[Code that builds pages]
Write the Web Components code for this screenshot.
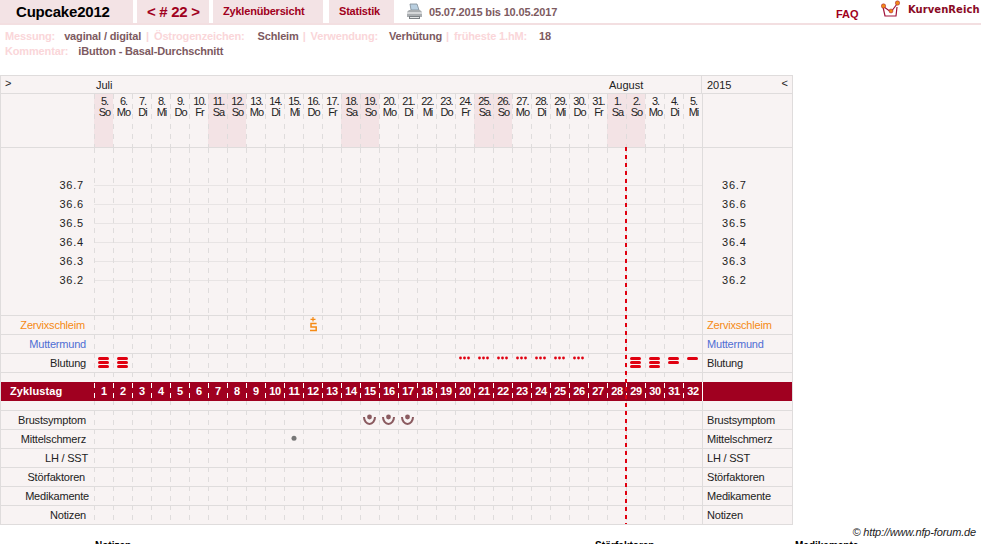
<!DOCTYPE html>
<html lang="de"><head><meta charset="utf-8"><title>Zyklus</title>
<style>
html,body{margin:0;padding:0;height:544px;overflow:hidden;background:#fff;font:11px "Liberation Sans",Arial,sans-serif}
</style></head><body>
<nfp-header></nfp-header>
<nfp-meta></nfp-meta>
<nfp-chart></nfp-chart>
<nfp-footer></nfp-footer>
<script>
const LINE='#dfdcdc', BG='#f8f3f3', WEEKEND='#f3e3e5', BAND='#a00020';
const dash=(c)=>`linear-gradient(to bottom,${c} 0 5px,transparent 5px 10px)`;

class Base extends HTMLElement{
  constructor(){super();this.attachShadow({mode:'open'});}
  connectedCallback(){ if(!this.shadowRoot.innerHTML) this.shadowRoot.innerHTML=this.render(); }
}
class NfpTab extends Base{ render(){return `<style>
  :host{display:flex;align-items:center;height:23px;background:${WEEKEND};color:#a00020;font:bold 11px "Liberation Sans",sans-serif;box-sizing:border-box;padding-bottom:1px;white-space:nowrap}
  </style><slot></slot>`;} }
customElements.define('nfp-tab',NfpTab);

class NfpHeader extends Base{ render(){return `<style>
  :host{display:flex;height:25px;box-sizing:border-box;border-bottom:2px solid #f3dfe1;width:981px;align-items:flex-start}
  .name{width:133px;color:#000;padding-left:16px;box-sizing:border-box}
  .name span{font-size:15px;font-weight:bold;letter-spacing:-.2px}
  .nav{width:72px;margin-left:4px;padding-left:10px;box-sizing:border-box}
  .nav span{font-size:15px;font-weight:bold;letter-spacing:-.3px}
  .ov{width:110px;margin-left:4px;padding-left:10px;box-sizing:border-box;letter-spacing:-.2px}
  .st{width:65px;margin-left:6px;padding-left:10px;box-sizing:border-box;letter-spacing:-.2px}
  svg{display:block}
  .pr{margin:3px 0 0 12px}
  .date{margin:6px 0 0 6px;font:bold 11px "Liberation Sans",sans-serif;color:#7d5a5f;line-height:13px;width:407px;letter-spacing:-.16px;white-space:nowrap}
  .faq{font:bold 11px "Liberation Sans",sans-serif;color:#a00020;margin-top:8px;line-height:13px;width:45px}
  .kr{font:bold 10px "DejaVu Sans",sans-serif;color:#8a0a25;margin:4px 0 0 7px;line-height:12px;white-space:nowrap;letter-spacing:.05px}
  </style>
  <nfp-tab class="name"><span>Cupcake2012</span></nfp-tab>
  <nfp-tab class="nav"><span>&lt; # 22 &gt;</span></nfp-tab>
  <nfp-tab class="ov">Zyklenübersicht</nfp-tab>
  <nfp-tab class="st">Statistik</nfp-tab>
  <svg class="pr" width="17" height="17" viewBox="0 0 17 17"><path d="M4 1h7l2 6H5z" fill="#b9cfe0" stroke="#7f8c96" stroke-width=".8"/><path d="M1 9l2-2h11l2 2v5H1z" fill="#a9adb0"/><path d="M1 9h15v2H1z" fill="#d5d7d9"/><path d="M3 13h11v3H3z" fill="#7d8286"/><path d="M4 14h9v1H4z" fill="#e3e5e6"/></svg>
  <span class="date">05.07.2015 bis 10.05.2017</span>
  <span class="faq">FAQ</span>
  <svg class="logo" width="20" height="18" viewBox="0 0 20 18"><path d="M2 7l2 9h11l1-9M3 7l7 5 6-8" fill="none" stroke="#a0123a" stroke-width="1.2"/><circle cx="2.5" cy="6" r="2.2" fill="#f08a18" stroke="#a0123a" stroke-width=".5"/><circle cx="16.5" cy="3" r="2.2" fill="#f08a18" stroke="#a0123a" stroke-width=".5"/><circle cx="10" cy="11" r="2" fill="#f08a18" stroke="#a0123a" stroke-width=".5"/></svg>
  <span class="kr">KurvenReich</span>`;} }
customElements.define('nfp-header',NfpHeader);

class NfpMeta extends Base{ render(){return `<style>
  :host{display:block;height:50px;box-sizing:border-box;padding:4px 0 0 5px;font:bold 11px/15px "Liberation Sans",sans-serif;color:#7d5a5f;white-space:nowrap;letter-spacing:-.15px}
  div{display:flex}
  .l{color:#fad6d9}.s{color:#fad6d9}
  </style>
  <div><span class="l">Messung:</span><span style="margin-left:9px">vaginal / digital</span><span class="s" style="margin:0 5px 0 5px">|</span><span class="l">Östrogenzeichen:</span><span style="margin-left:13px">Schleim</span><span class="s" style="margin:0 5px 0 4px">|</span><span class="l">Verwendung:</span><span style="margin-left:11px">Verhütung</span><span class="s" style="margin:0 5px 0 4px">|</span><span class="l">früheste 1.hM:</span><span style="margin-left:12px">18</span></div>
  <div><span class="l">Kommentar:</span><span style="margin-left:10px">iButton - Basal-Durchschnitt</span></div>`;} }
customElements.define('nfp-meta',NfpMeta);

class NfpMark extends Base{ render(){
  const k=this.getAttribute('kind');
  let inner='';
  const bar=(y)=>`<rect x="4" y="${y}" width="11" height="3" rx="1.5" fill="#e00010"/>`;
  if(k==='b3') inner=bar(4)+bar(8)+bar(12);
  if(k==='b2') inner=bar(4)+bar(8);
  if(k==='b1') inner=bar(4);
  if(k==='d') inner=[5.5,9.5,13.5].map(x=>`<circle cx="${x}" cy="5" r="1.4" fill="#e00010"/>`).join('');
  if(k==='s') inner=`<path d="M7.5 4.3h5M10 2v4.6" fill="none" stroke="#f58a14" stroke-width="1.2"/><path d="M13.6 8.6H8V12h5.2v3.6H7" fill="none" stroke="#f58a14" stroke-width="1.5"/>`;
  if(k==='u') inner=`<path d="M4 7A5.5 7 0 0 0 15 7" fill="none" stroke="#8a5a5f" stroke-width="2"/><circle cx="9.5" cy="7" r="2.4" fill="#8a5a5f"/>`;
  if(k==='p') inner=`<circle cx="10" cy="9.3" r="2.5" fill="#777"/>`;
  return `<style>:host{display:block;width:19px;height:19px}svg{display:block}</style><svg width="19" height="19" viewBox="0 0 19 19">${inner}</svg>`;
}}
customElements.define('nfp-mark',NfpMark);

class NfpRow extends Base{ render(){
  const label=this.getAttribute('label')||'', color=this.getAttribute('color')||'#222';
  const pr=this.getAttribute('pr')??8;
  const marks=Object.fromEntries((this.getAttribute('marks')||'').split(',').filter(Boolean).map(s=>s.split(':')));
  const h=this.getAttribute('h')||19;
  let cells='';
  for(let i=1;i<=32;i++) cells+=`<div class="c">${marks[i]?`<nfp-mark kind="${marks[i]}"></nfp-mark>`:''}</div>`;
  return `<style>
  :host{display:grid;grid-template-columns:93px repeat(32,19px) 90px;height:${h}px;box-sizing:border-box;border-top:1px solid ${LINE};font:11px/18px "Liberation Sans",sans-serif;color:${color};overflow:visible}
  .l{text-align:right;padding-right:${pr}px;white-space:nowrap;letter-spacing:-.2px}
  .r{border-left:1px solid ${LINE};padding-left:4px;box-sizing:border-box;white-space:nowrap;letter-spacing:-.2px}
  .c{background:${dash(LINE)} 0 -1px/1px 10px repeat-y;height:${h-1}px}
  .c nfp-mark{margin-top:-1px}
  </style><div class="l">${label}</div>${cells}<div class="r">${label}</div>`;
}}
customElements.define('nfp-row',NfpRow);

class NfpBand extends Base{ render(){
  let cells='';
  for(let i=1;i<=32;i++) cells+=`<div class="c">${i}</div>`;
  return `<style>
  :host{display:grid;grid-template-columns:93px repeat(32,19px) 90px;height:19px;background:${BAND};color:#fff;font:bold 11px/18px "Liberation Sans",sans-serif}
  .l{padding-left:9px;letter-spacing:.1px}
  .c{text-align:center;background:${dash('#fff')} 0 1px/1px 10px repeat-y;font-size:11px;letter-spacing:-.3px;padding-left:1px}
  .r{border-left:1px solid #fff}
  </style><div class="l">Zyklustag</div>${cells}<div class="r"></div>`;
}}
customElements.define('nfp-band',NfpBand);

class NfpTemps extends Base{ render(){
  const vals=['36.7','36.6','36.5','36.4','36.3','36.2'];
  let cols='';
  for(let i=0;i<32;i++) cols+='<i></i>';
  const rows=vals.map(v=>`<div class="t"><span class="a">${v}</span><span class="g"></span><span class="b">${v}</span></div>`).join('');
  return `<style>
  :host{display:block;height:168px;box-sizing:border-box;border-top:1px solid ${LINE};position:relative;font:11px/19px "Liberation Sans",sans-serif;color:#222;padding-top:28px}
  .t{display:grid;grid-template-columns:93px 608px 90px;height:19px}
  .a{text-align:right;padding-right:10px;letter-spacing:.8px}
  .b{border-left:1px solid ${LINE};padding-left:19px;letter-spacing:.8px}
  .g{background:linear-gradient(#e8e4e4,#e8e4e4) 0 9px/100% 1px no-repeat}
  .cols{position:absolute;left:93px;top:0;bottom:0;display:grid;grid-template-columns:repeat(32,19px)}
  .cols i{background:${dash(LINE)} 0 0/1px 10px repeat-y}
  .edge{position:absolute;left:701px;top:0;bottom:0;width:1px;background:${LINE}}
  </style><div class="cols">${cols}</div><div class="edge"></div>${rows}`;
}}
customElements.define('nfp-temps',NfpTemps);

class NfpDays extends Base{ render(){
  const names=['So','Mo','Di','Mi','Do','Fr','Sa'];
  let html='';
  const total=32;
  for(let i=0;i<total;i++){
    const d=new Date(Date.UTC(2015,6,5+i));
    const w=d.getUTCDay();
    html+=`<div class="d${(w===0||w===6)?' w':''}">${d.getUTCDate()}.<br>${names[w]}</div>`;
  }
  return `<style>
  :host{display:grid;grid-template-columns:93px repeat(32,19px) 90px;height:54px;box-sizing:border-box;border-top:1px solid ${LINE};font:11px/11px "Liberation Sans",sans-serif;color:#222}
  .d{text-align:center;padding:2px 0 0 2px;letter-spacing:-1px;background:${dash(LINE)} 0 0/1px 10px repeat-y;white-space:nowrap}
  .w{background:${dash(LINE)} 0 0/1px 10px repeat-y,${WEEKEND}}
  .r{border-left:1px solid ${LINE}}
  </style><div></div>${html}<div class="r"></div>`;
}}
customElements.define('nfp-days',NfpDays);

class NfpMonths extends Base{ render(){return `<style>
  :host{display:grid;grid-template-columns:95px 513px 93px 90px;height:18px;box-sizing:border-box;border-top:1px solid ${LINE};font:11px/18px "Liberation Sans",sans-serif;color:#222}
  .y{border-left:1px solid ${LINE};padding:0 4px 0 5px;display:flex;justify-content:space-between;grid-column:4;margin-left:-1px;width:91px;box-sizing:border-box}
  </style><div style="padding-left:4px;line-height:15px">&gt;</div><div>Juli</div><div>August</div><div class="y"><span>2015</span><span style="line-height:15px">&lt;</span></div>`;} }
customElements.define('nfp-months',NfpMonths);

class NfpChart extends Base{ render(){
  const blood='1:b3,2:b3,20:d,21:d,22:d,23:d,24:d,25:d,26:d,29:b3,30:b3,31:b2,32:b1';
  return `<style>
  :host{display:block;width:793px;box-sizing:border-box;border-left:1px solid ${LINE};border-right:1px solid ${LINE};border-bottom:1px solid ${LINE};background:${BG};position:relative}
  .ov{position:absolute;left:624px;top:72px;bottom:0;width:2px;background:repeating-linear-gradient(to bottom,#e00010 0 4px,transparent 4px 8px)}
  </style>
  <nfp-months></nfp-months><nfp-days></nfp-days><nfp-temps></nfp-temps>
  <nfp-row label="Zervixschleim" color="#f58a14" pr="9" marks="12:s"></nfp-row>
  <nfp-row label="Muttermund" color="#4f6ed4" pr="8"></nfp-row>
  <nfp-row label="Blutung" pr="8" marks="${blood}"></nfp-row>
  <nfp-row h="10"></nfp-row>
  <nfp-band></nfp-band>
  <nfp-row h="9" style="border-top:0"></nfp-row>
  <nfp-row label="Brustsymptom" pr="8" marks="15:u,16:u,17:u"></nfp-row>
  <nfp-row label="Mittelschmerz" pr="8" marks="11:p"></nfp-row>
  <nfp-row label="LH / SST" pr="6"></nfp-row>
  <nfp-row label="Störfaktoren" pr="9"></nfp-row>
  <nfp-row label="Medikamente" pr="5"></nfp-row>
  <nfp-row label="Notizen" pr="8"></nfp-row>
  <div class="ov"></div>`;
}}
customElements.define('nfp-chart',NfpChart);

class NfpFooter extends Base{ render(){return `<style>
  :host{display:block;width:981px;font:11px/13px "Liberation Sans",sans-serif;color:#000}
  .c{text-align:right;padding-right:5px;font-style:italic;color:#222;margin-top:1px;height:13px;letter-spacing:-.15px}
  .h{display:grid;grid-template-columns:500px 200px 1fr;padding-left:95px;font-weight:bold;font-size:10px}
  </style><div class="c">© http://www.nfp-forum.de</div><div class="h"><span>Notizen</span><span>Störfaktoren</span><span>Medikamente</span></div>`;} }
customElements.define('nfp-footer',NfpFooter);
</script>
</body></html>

--

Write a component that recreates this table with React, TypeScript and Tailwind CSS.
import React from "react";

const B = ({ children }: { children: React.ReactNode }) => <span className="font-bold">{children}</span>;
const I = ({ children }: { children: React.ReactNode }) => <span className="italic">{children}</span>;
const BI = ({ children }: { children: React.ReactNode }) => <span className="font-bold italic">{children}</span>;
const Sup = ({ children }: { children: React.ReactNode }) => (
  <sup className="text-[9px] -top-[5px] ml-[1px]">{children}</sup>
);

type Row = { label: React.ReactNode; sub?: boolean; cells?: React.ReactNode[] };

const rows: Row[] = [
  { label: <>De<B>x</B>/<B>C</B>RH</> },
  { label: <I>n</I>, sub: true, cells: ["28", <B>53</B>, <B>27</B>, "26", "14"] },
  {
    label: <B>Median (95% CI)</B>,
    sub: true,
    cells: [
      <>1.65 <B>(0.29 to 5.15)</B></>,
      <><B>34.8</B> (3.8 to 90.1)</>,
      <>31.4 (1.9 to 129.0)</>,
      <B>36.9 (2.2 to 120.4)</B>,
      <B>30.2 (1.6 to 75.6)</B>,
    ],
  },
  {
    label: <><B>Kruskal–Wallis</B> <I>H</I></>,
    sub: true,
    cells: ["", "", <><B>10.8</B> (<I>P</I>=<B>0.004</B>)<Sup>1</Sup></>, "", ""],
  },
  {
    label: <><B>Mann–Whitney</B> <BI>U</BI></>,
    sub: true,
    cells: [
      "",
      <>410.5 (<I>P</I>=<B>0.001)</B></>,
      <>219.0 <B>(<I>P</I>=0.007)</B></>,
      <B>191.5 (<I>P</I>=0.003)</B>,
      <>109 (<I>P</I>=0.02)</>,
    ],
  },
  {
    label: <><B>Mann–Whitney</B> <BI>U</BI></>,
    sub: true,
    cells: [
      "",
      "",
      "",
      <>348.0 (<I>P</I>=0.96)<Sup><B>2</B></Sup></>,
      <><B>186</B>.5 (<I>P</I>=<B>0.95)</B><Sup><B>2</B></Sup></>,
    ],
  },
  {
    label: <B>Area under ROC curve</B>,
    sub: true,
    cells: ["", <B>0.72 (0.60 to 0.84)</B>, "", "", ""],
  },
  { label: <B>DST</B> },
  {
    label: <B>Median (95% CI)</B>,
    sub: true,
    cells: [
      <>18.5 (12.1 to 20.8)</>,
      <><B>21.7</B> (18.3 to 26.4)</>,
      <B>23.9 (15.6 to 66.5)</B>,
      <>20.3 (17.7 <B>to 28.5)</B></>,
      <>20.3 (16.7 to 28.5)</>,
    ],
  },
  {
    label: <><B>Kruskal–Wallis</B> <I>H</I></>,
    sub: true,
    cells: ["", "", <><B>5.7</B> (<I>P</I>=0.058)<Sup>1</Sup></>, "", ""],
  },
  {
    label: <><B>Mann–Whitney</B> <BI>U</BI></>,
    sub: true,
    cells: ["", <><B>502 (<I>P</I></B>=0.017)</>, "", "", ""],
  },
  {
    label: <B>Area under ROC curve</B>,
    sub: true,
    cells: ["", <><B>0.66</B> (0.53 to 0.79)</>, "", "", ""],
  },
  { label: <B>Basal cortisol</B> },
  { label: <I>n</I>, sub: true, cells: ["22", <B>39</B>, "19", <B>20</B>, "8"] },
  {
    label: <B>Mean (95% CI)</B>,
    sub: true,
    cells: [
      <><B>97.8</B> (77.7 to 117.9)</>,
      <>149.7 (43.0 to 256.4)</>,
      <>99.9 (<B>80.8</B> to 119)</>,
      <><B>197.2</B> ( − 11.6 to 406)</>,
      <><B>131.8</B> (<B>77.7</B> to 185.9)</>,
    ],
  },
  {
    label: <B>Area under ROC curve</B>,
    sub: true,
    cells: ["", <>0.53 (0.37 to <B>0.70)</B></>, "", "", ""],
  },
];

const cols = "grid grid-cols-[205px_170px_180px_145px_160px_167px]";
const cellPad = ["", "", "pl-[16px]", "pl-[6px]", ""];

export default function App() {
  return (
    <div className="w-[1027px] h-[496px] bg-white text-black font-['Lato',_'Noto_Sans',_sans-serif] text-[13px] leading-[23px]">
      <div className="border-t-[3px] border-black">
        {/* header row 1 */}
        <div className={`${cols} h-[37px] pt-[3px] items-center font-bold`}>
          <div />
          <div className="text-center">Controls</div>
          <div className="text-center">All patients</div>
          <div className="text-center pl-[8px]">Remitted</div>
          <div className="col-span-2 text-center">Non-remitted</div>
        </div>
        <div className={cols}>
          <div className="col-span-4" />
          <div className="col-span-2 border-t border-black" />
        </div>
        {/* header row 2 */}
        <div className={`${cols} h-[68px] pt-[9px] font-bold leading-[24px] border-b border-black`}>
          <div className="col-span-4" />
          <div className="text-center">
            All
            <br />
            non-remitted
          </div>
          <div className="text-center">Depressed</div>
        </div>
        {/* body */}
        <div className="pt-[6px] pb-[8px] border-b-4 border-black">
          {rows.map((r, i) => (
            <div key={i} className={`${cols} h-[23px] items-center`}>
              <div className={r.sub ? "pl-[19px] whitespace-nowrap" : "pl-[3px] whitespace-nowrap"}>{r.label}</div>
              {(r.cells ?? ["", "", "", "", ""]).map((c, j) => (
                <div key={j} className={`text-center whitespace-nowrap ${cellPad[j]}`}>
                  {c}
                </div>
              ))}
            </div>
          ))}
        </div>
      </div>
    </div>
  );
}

◆ **EXERCISE DIRECTIONS**
In the data above, tally the lines holding "React" and answer with the figure only.

◆ **RESULT**
7